> **Source excerpt**:

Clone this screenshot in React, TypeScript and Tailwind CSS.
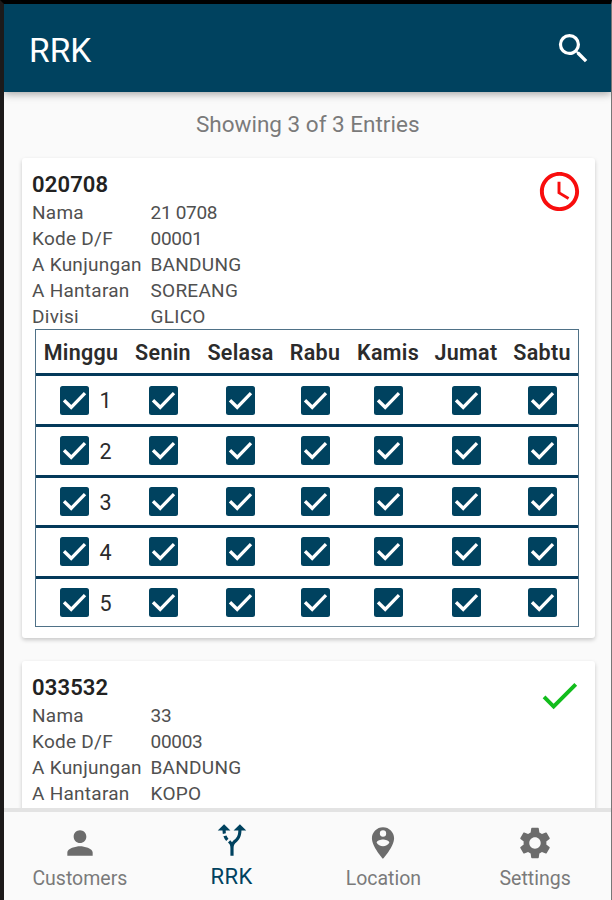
import {
  MdAccessTime,
  MdAltRoute,
  MdCheck,
  MdPerson,
  MdPersonPinCircle,
  MdSearch,
  MdSettings,
} from "react-icons/md";

const days = ["Senin", "Selasa", "Rabu", "Kamis", "Jumat", "Sabtu"];
const weeks = [1, 2, 3, 4, 5];

interface Customer {
  code: string;
  status: "pending" | "done";
  fields: [string, string][];
}

const customers: Customer[] = [
  {
    code: "020708",
    status: "pending",
    fields: [
      ["Nama", "21 0708"],
      ["Kode D/F", "00001"],
      ["A Kunjungan", "BANDUNG"],
      ["A Hantaran", "SOREANG"],
      ["Divisi", "GLICO"],
    ],
  },
  {
    code: "033532",
    status: "done",
    fields: [
      ["Nama", "33"],
      ["Kode D/F", "00003"],
      ["A Kunjungan", "BANDUNG"],
      ["A Hantaran", "KOPO"],
    ],
  },
];

const tabs = [
  { label: "Customers", icon: MdPerson },
  { label: "RRK", icon: MdAltRoute, active: true },
  { label: "Location", icon: MdPersonPinCircle },
  { label: "Settings", icon: MdSettings },
];

function Checkbox() {
  return (
    <svg viewBox="0 0 29 29" className="size-[29px] shrink-0">
      <rect width="29" height="29" rx="2.5" fill="#00425f" />
      <path d="M4 14.3l7.2 7L25 7.2" fill="none" stroke="#fff" strokeWidth="3.3" />
    </svg>
  );
}

function Schedule() {
  return (
    <div className="ml-[13.5px] w-[544px] border border-[#4f7187] text-[#2b2b2b]">
      <div className="grid h-[43px] grid-cols-[90px_74px_81px_68px_78px_78px_74px] items-center pt-[3px] text-center text-[21.5px] font-semibold tracking-[0.3px]">
        <span>Minggu</span>
        {days.map((day) => (
          <span key={day}>{day}</span>
        ))}
      </div>
      {weeks.map((week) => (
        <div
          key={week}
          className="grid h-[50.6px] grid-cols-[90px_74px_81px_68px_78px_78px_74px] items-center justify-items-center border-t-[3px] border-[#04395a]"
        >
          <div className="flex w-full items-center pl-[23.5px]">
            <Checkbox />
            <span className="mt-[2px] ml-[11px] text-[21.5px] leading-none">{week}</span>
          </div>
          {days.map((day) => (
            <Checkbox key={day} />
          ))}
        </div>
      ))}
    </div>
  );
}

function CustomerCard({ customer }: { customer: Customer }) {
  return (
    <section className="relative w-[573px] rounded-[3px] bg-white pt-[13px] pb-[10.5px] shadow-[0_2px_4px_rgba(0,0,0,0.2)]">
      <h2 className="pl-[10.5px] text-[22px] leading-[27px] font-semibold tracking-[0.15px] text-[#222]">
        {customer.code}
      </h2>
      <dl className="pt-[1.7px] pl-[10.5px] text-[19px] leading-[26px] tracking-[0.27px] text-[#505050]">
        {customer.fields.map(([label, value]) => (
          <div key={label} className="flex">
            <dt className="w-[118.5px] whitespace-nowrap">{label}</dt>
            <dd className={/^\d/.test(value) ? "tracking-[-0.3px]" : ""}>{value}</dd>
          </div>
        ))}
      </dl>
      {customer.status === "pending" ? (
        <>
          <MdAccessTime className="absolute top-[10px] right-[12px] size-[47px] text-[#f80d0d]" />
          <div className="-mt-[0.7px]">
            <Schedule />
          </div>
        </>
      ) : (
        <MdCheck className="absolute top-[11px] right-[12px] size-[47px] text-[#12bd1c]" />
      )}
    </section>
  );
}

export default function App() {
  return (
    <div className="flex h-[900px] w-[612px] flex-col overflow-hidden border-t-4 border-r border-l-4 border-t-black border-r-[#777] border-l-[#1c1a1a] bg-[#fafafa] font-[Roboto,sans-serif]">
      <header className="z-10 flex h-[88px] shrink-0 items-center justify-between bg-[#00425f] pr-[18px] pl-[25px] text-white shadow-[0_2px_8px_rgba(0,0,0,0.35)]">
        <h1 className="pt-[5px] text-[33.5px] leading-none">RRK</h1>
        <MdSearch className="size-[39px]" />
      </header>

      <main className="min-h-0 flex-1 overflow-hidden pl-[17.5px]">
        <p className="mr-[17px] pt-[19px] pb-[20.4px] text-center text-[22.5px] leading-[27px] text-[#7a7a7a]">
          Showing 3 of 3 Entries
        </p>
        <div className="flex flex-col gap-[23px]">
          {customers.map((customer) => (
            <CustomerCard key={customer.code} customer={customer} />
          ))}
        </div>
      </main>

      <nav className="z-10 grid h-[92px] shrink-0 grid-cols-4 border-t-4 border-[#e3e3e3] bg-[#fafafa]">
        {tabs.map(({ label, icon: Icon, active }) => (
          <div
            key={label}
            className={
              active
                ? "flex flex-col items-center pt-[9px] text-[22px] tracking-[0.5px] text-[#00425f]"
                : "flex flex-col items-center pt-[12px] text-[19.5px] text-[#7a7a7a]"
            }
          >
            <Icon className={active ? "size-[38px]" : "size-[38px] text-[#6c6c6c]"} />
            <span className={active ? "mt-[6px] leading-[24px]" : "mt-[5px] leading-[24px]"}>
              {label}
            </span>
          </div>
        ))}
      </nav>
    </div>
  );
}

> **To do**:
Transcribe all of the material exactly, leaving out whatever pictures it contains.

> **Written reply**:
Clone this screenshot in React, TypeScript and Tailwind CSS.
import {
  MdAccessTime,
  MdAltRoute,
  MdCheck,
  MdPerson,
  MdPersonPinCircle,
  MdSearch,
  MdSettings,
} from "react-icons/md";

const days = ["Senin", "Selasa", "Rabu", "Kamis", "Jumat", "Sabtu"];
const weeks = [1, 2, 3, 4, 5];

interface Customer {
  code: string;
  status: "pending" | "done";
  fields: [string, string][];
}

const customers: Customer[] = [
  {
    code: "020708",
    status: "pending",
    fields: [
      ["Nama", "21 0708"],
      ["Kode D/F", "00001"],
      ["A Kunjungan", "BANDUNG"],
      ["A Hantaran", "SOREANG"],
      ["Divisi", "GLICO"],
    ],
  },
  {
    code: "033532",
    status: "done",
    fields: [
      ["Nama", "33"],
      ["Kode D/F", "00003"],
      ["A Kunjungan", "BANDUNG"],
      ["A Hantaran", "KOPO"],
    ],
  },
];

const tabs = [
  { label: "Customers", icon: MdPerson },
  { label: "RRK", icon: MdAltRoute, active: true },
  { label: "Location", icon: MdPersonPinCircle },
  { label: "Settings", icon: MdSettings },
];

function Checkbox() {
  return (
    <svg viewBox="0 0 29 29" className="size-[29px] shrink-0">
      <rect width="29" height="29" rx="2.5" fill="#00425f" />
      <path d="M4 14.3l7.2 7L25 7.2" fill="none" stroke="#fff" strokeWidth="3.3" />
    </svg>
  );
}

function Schedule() {
  return (
    <div className="ml-[13.5px] w-[544px] border border-[#4f7187] text-[#2b2b2b]">
      <div className="grid h-[43px] grid-cols-[90px_74px_81px_68px_78px_78px_74px] items-center pt-[3px] text-center text-[21.5px] font-semibold tracking-[0.3px]">
        <span>Minggu</span>
        {days.map((day) => (
          <span key={day}>{day}</span>
        ))}
      </div>
      {weeks.map((week) => (
        <div
          key={week}
          className="grid h-[50.6px] grid-cols-[90px_74px_81px_68px_78px_78px_74px] items-center justify-items-center border-t-[3px] border-[#04395a]"
        >
          <div className="flex w-full items-center pl-[23.5px]">
            <Checkbox />
            <span className="mt-[2px] ml-[11px] text-[21.5px] leading-none">{week}</span>
          </div>
          {days.map((day) => (
            <Checkbox key={day} />
          ))}
        </div>
      ))}
    </div>
  );
}

function CustomerCard({ customer }: { customer: Customer }) {
  return (
    <section className="relative w-[573px] rounded-[3px] bg-white pt-[13px] pb-[10.5px] shadow-[0_2px_4px_rgba(0,0,0,0.2)]">
      <h2 className="pl-[10.5px] text-[22px] leading-[27px] font-semibold tracking-[0.15px] text-[#222]">
        {customer.code}
      </h2>
      <dl className="pt-[1.7px] pl-[10.5px] text-[19px] leading-[26px] tracking-[0.27px] text-[#505050]">
        {customer.fields.map(([label, value]) => (
          <div key={label} className="flex">
            <dt className="w-[118.5px] whitespace-nowrap">{label}</dt>
            <dd className={/^\d/.test(value) ? "tracking-[-0.3px]" : ""}>{value}</dd>
          </div>
        ))}
      </dl>
      {customer.status === "pending" ? (
        <>
          <MdAccessTime className="absolute top-[10px] right-[12px] size-[47px] text-[#f80d0d]" />
          <div className="-mt-[0.7px]">
            <Schedule />
          </div>
        </>
      ) : (
        <MdCheck className="absolute top-[11px] right-[12px] size-[47px] text-[#12bd1c]" />
      )}
    </section>
  );
}

export default function App() {
  return (
    <div className="flex h-[900px] w-[612px] flex-col overflow-hidden border-t-4 border-r border-l-4 border-t-black border-r-[#777] border-l-[#1c1a1a] bg-[#fafafa] font-[Roboto,sans-serif]">
      <header className="z-10 flex h-[88px] shrink-0 items-center justify-between bg-[#00425f] pr-[18px] pl-[25px] text-white shadow-[0_2px_8px_rgba(0,0,0,0.35)]">
        <h1 className="pt-[5px] text-[33.5px] leading-none">RRK</h1>
        <MdSearch className="size-[39px]" />
      </header>

      <main className="min-h-0 flex-1 overflow-hidden pl-[17.5px]">
        <p className="mr-[17px] pt-[19px] pb-[20.4px] text-center text-[22.5px] leading-[27px] text-[#7a7a7a]">
          Showing 3 of 3 Entries
        </p>
        <div className="flex flex-col gap-[23px]">
          {customers.map((customer) => (
            <CustomerCard key={customer.code} customer={customer} />
          ))}
        </div>
      </main>

      <nav className="z-10 grid h-[92px] shrink-0 grid-cols-4 border-t-4 border-[#e3e3e3] bg-[#fafafa]">
        {tabs.map(({ label, icon: Icon, active }) => (
          <div
            key={label}
            className={
              active
                ? "flex flex-col items-center pt-[9px] text-[22px] tracking-[0.5px] text-[#00425f]"
                : "flex flex-col items-center pt-[12px] text-[19.5px] text-[#7a7a7a]"
            }
          >
            <Icon className={active ? "size-[38px]" : "size-[38px] text-[#6c6c6c]"} />
            <span className={active ? "mt-[6px] leading-[24px]" : "mt-[5px] leading-[24px]"}>
              {label}
            </span>
          </div>
        ))}
      </nav>
    </div>
  );
}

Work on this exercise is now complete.